Champ Hood – Bert’s Bar (Sullivan’s Island, SC) / Bowen’s Island Restaurant (Charleston, SC)
Famous within and outside his current hometown of Austin, Texas, native South Carolinian DesChamps “Champ” Hood needs no introduction in the Southeast. As one-third of the legendary Texas-by-way-of-Carolina acoustic trio Uncle Walt’s Band, and as a consummate guitarist and fiddler with artists ranging from Lyle Lovett to Toni Price to Jimmie Dale Gilmore, Hood has been followed and appreciated through years of playing here, in Texas, and on record.
So it was with great anticipation that Charleston welcomed the Spartanburg native to two sold-out gigs — at Bert’s Bar, a low-ceilinged, smoky, quintessential beach bar; and at Bowen’s Island Restaurant, a concrete block building at the edge of the Folly River and the funkiest shrimp-and-oyster house east of New Orleans.
These out-of-Austin gigs for Hood were less a tribute to Hood’s bandmate and friend Walter Hyatt, who was killed last May in the ValuJet crash, than a homecoming and a chance to play with friends. Accompanying Hood were Nashville drummer Billy Block, who plays with the Bum Steers; traditional-music aficionados Vollie McKenzie, an Asheville, N.C., guitarist and singer, and Danny Harlowe, a mandolinist and tenor from Bristol, Va.; local fiddler Roger Bellow; and guitarist/songwriters David Ezell and Jim Orr. Hood sang and doubled on fiddle and a turquoise-fading-to-green guitar with tasty lead licks, reaching under and over the neck with a beer-bottle slide.
At Bowen’s Island, a 50-year-old restaurant, fans sat in very old wooden chairs at very old wooden tables amidst an ambiance that hasn’t changed much in 30 years — walls covered with scribble, pictures of Jesus and bad paintings of blues musicians; a corner of stacked-up TVs (remnants of founder Mr. Bowen, who would place the new set on top of each old dead one); ratty armchairs and a sofa; seafood on paper plates from the kitchen in the back; marsh, moss and saltwater just outside.

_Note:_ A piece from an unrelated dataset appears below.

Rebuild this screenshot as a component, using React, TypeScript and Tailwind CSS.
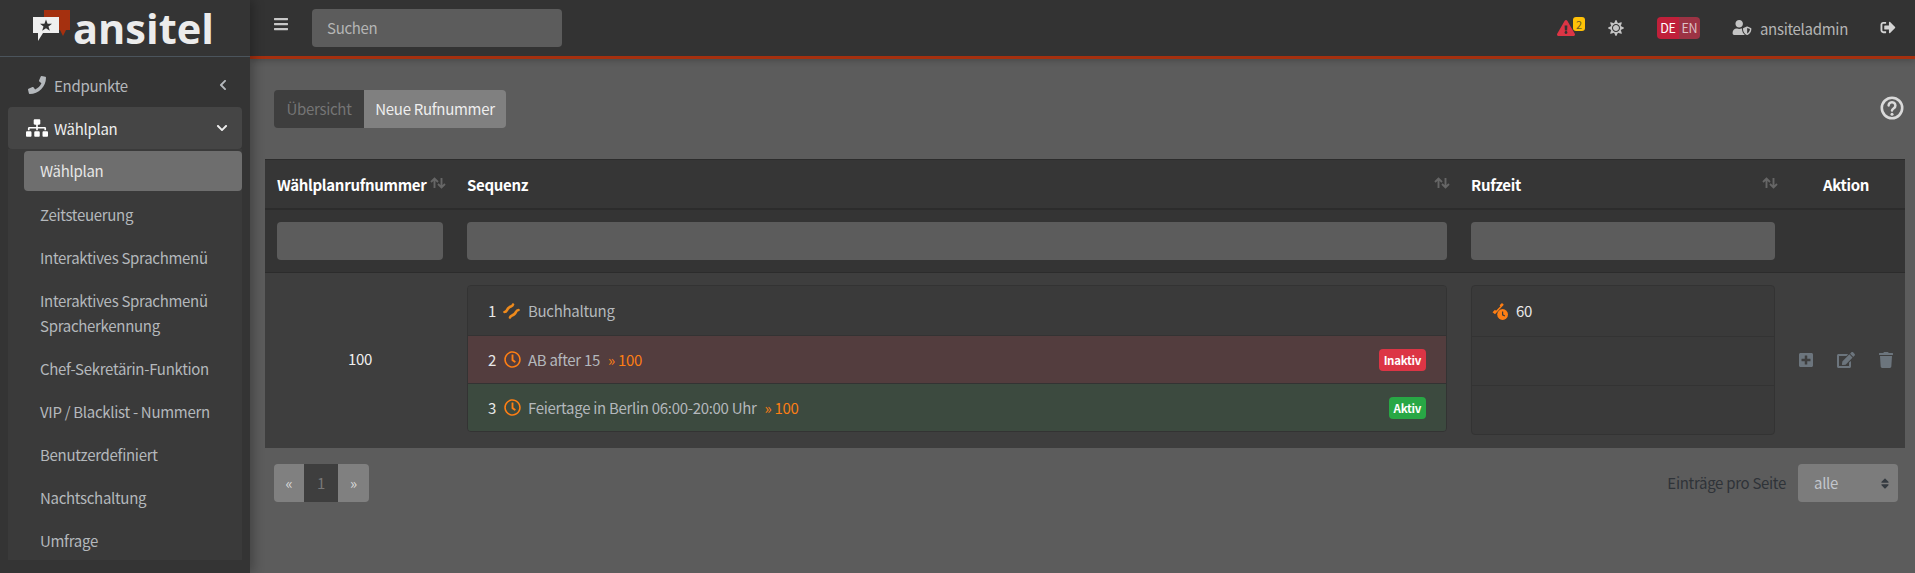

In a space of barely 23 beer-filled hours on Saturday night (roughly 10 to 2) and Sunday afternoon (roughly 4 to 8), they played a prodigious amount of music, digging up great oaky roots of American folk and country — the Louvin Brothers, Hank Williams, Bob Wills, a swing-jazz version of “Red Robin”, bluegrass gospel, songs by David Lindley, Richard Thompson, Arthur Alexander, even a dose of Aretha-rocking soul. Ezell and Orr performed each other’s fine originals. It was an afternoon of more twang than torch, but Jill Block got up briefly to sing blues.
Hood’s solo set led off with his staple “Deep River Blues” and included the songs he wrote for Uncle Walt’s Band (whose albums have been reissued on CD by Sugar Hill Records): The beautiful ballad “High Hill”, the fiddle tune “An American in Texas”, and “Last One to Know”. “Chain of Emotion” reached back to another band he used to be in, the Contenders.
Hood and the band also included several of Hyatt’s songs: the gorgeous “Georgia Rose”, “Goin’ to New Orleans”, the never-recorded “Number One”, and the never-released “The River Road” and “The Early Years With You”, as well as “I’m Calling” from Hyatt’s last album, “Music Town” and the all-time funky fave “Diggaroo”.
The ancient classic “The Ramblin’ Blues” and the country chestnut “Ashes of Love” also were rendered. They’re included on Hood’s most recent CD project, Supper Sessions: Second Helpings (Watermelon Records), the second live recording at Threadgill’s restaurant in Austin, where Hood is host of a weekly Wednesday night gig that starts at suppertime.
Though he claims to be “a bits and pieces kind of guy,” not possessing the kind of thousands-of-songs repertoires of his Uncle Walt’s bandmates David Ball and Hyatt, Hood’s diversity (his taste as a teenager ran from Jimmie Rodgers to Django Reinhardt), talent and knowledge have ingrained in him a deep versatility as a superb utility musician. Austin’s got him, but Charleston wants him back soon.